“A powerful case for the persistent questioning and existential interruption that accompanies that pursuit of [happiness and revolution], and fuels it, and constitutes and ruptures its vagrant, open end.”—Fred Moten, author of In the Break: The Aesthetics of the Black Radical Tradition
“It is hard today to escape the perception that financial violence and fascism are suffocating every possibility of happiness…There Is No Unhappy Revolution shows a possible way out from this despair.”—Franco “Bifo” Berardi, author of Futurability: The Age of Impotence and the Horizon of Possibility.
In a time of ongoing political, economic, and climate crisis can we afford our collective unhappiness any longer? There Is No Unhappy Revolution gives expression to the age of revolution unfolding before us. With equal parts sophistication and raw urgency, Marcello Tarì identifies the original moments as well as the powerful disruptive and creative content haunting our times like a specter.

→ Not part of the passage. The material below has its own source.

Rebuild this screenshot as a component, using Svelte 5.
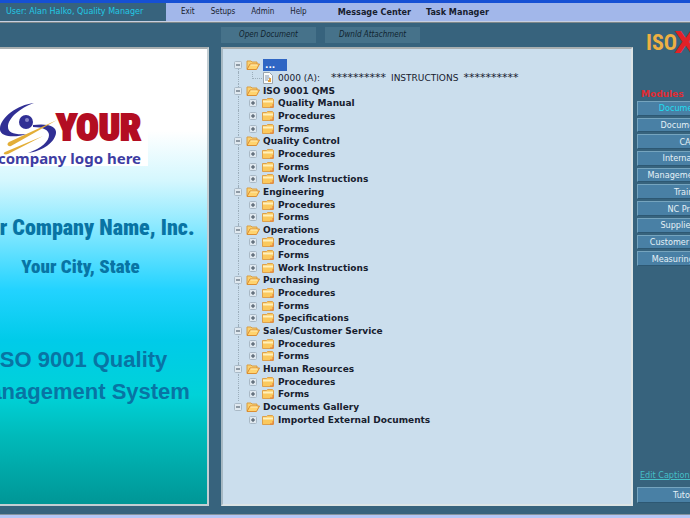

The age of revolution is back, and with it, instability and uncertainty as major markers of our times. There is a renewed faith in popular rebellion as a means to enact sorely needed systemic change. At the heart of these dynamics rests a new theory of social change and societal well-being. Happiness is collective, not individual, as Marcello Tarì explains, and our collective desire for happiness is a revolutionary force that cannot and should not be contained.
One hundred years after the October Revolution, amidst our current civilizational crisis, is it still possible to think and build communism? Yes, Tarì responds, provided we radically rethink the tradition of revolutionary movements that have followed one century to another. Offering both a militant philosophy and a philosophy of militancy, he deftly confronts the different contemporary movements from the Argentinean insurrection of 2001 to Occupy Wall Street, the Spanish Indignados, the French movement against the labor law, and the Arab Spring, resurrecting and renewing a lineage of revolutionary thought, from Walter Benjamin to Giorgio Agamben, that promises to make life livable.